Bani wondered how they got hold of his banking details and because he had withdrawn large amounts before at the supermarket with his SASSA card, he did not believe them.

Two more amounts were deducted and Dunkerley reported back that he was supposed to have contacted Mercantile Bank to stop the EFT debit. He had to do this urgently, otherwise the money would keep going off his account.

In the meantime, it was discovered that the company instructing Mercantile Bank to deduct the money was FAJ Financial Solutions in Uitenhage.

Bani was instructed to call them to stop the debit and, at the same time, two more sets of deductions were made.

Mercantile Bank

Mercantile Bank then told the Black Sash that they could not stop the deductions. A call to Kreevin Solutions was necessary.

On February 10, 2016, FAJ Financial Solutions told Black Sash over the phone that the problem was an incorrect digit in the bank account they were using for a loan taken by a "Petrus".

The payment file was reconciled and Bani still hopes to have a happy ending.

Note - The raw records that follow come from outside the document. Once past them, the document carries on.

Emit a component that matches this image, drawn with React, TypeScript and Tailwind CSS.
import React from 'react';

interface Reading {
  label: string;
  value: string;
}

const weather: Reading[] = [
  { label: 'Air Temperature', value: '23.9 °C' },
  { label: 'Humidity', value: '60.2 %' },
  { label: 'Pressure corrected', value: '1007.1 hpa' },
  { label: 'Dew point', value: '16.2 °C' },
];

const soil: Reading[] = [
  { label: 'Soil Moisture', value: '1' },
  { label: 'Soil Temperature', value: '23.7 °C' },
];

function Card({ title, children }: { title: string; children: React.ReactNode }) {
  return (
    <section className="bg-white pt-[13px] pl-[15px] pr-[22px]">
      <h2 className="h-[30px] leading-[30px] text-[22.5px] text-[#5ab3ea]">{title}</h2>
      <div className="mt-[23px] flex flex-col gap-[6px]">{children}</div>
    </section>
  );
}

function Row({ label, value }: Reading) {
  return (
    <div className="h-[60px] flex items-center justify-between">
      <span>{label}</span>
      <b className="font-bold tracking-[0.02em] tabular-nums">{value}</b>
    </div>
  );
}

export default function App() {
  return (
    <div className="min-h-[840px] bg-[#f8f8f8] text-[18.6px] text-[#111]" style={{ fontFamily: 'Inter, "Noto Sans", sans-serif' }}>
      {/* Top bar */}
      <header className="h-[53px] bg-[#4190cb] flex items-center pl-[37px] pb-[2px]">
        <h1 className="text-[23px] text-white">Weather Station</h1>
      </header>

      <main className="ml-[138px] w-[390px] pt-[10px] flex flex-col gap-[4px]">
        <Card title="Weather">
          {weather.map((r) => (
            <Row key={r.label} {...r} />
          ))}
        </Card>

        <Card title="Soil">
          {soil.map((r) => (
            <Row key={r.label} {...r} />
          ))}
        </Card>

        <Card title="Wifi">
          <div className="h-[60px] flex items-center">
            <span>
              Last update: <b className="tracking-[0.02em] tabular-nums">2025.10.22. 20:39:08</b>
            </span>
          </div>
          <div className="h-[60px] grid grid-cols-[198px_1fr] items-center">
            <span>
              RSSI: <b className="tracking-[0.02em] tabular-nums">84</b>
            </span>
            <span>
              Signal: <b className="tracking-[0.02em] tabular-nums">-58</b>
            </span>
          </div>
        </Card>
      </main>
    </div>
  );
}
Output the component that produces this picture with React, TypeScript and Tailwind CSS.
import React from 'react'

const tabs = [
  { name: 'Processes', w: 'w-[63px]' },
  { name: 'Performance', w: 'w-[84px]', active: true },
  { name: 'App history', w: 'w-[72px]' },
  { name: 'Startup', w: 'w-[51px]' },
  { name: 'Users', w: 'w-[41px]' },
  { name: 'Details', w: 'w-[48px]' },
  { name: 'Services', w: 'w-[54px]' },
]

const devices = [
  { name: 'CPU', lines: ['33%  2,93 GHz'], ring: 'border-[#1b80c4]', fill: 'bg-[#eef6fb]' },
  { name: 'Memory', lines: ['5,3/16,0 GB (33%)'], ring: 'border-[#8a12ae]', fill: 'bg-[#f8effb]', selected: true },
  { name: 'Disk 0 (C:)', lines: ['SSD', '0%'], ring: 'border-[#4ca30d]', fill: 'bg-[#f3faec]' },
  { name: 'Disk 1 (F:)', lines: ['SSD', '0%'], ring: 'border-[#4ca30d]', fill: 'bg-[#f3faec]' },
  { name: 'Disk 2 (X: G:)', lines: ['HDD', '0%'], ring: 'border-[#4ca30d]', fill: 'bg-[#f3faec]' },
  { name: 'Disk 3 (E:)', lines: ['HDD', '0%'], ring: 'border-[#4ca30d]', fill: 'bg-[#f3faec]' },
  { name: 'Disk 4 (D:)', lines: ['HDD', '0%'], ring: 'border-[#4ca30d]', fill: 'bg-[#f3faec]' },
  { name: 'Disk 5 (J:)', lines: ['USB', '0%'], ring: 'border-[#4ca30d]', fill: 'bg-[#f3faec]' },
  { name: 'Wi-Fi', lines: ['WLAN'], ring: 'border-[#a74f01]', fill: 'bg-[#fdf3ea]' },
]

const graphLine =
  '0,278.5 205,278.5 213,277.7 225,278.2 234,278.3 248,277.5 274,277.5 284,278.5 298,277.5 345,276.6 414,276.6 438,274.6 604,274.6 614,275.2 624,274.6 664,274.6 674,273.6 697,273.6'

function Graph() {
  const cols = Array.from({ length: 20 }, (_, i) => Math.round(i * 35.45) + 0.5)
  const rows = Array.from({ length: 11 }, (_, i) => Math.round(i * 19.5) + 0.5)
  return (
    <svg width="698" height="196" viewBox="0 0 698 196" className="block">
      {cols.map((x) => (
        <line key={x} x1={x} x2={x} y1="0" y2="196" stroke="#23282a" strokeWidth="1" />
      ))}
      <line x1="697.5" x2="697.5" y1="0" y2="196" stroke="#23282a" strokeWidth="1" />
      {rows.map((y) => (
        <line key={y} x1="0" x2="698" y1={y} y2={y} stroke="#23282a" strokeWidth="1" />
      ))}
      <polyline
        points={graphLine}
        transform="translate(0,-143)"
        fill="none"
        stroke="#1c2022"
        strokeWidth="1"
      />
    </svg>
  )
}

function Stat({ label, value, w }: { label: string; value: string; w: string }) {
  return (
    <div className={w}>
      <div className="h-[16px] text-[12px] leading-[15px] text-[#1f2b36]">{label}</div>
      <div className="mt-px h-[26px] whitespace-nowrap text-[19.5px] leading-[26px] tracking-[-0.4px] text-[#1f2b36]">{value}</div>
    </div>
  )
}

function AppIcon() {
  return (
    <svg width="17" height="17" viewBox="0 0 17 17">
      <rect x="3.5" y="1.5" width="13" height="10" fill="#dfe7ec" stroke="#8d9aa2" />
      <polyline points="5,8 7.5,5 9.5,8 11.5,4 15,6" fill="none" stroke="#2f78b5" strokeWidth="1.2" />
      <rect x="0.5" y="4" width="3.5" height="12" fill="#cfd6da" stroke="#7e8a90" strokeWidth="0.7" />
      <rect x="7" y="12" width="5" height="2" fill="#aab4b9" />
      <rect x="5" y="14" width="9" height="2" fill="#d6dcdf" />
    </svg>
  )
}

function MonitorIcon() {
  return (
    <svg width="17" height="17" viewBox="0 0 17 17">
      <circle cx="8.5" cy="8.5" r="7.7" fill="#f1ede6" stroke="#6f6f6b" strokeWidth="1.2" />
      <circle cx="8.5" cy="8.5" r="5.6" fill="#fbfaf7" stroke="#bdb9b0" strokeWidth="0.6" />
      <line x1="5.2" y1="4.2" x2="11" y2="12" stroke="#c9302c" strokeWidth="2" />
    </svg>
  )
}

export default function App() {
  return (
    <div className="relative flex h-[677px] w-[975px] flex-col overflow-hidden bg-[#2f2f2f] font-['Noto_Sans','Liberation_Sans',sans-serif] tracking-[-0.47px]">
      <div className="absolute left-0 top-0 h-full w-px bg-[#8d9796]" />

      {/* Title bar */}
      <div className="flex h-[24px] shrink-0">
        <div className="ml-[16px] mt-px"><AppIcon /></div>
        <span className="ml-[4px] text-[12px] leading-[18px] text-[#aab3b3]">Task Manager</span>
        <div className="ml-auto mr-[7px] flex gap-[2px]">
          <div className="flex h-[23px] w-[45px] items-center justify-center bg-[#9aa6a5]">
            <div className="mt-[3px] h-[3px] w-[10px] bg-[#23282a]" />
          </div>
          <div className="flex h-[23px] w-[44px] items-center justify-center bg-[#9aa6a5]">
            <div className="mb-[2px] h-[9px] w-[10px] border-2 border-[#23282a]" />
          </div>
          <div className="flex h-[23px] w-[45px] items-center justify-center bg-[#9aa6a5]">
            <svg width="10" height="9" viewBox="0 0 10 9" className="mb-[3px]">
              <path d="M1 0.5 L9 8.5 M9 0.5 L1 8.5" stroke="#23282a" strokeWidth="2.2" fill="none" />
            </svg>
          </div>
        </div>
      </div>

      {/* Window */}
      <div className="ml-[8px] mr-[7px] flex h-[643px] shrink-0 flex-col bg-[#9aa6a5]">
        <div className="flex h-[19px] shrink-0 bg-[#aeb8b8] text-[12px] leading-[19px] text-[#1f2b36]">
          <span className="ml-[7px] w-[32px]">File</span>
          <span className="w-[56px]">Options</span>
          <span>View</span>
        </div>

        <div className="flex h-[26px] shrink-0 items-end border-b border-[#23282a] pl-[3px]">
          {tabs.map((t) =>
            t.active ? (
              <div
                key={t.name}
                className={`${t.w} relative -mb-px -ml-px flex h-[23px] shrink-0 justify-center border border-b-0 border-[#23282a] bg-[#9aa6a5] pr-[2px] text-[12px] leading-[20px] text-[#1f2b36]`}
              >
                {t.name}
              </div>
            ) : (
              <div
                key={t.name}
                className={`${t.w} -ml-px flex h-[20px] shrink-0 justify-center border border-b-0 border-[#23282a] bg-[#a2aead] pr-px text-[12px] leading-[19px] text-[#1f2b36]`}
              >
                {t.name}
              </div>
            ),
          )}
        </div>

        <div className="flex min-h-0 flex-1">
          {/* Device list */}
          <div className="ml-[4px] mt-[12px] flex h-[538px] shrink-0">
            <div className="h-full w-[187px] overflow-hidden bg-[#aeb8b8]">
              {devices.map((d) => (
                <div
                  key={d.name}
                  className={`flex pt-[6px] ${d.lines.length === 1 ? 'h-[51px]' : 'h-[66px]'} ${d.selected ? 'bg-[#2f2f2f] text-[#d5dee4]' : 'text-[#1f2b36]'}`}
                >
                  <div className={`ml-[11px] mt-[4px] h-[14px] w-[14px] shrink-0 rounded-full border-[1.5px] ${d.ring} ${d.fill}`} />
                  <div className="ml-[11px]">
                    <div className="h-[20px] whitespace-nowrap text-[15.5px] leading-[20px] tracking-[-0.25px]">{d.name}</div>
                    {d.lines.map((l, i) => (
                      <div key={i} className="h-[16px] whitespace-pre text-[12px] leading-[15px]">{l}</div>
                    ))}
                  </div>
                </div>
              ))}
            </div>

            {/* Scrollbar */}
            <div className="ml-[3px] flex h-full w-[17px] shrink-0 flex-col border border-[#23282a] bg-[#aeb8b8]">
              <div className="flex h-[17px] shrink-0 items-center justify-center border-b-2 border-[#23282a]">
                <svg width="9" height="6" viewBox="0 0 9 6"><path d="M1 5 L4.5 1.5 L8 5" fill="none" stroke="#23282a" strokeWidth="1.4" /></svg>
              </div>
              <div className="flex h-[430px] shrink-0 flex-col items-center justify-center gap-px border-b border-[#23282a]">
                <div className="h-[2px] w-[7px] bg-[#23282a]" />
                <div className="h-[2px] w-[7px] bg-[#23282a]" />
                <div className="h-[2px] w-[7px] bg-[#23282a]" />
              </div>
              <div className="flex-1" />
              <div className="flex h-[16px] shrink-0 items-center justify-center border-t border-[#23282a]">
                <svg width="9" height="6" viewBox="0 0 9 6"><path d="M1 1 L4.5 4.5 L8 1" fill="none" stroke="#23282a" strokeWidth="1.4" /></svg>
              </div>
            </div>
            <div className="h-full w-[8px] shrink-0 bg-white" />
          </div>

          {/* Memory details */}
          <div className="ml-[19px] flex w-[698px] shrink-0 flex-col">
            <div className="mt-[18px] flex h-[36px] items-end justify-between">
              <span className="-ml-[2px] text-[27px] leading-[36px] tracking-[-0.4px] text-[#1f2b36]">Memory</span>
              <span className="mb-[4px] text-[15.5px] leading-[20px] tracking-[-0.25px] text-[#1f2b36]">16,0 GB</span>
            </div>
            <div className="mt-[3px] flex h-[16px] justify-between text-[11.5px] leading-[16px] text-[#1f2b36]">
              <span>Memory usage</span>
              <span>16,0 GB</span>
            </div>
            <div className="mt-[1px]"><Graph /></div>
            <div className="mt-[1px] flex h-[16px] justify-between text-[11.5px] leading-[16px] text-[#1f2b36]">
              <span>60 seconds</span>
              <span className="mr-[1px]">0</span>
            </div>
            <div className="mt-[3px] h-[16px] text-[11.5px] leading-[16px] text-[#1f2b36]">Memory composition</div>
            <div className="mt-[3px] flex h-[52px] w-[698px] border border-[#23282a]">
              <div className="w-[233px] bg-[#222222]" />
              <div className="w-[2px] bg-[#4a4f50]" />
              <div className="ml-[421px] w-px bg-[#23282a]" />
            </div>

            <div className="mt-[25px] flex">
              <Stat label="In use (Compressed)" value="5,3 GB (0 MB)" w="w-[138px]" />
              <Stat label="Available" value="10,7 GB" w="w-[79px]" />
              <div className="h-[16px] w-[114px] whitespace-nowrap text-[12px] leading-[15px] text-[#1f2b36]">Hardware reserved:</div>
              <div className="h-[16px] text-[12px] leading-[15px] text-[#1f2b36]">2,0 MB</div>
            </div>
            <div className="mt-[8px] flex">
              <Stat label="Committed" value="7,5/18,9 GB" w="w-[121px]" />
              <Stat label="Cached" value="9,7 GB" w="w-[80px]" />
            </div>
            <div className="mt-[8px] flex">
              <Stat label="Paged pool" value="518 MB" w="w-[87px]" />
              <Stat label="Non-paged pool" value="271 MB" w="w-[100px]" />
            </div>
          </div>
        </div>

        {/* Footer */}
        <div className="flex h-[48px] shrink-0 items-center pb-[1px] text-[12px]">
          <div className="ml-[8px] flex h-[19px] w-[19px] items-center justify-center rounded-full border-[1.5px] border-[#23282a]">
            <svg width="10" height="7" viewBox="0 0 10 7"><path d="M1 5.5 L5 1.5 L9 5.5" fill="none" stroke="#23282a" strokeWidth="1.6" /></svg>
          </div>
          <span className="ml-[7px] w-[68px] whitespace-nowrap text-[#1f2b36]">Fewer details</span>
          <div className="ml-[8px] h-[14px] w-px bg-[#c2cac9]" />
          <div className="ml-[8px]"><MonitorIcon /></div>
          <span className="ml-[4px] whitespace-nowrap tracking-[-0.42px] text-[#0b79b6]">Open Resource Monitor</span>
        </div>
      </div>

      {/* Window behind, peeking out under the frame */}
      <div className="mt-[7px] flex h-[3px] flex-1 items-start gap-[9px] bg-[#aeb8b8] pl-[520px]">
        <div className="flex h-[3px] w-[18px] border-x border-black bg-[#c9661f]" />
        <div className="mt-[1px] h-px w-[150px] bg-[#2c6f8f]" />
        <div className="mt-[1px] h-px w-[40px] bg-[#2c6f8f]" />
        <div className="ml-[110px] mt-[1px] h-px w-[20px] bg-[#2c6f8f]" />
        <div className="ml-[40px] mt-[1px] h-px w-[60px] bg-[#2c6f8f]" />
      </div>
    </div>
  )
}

From Wednesday, June 1, the only deduction allowed off a Sassa account will be for one funeral policy, only from a pensioner's account, after it was discovered that these were even being deducted from child care grants.

The deduction may not be more than 10% of the total value of the pensioner's grant.

In the meantime, the Department of Social Development is stepping up its dispute resolution mechanism and working on making most of the beneficiary payment system in-house again to protect beneficiary details.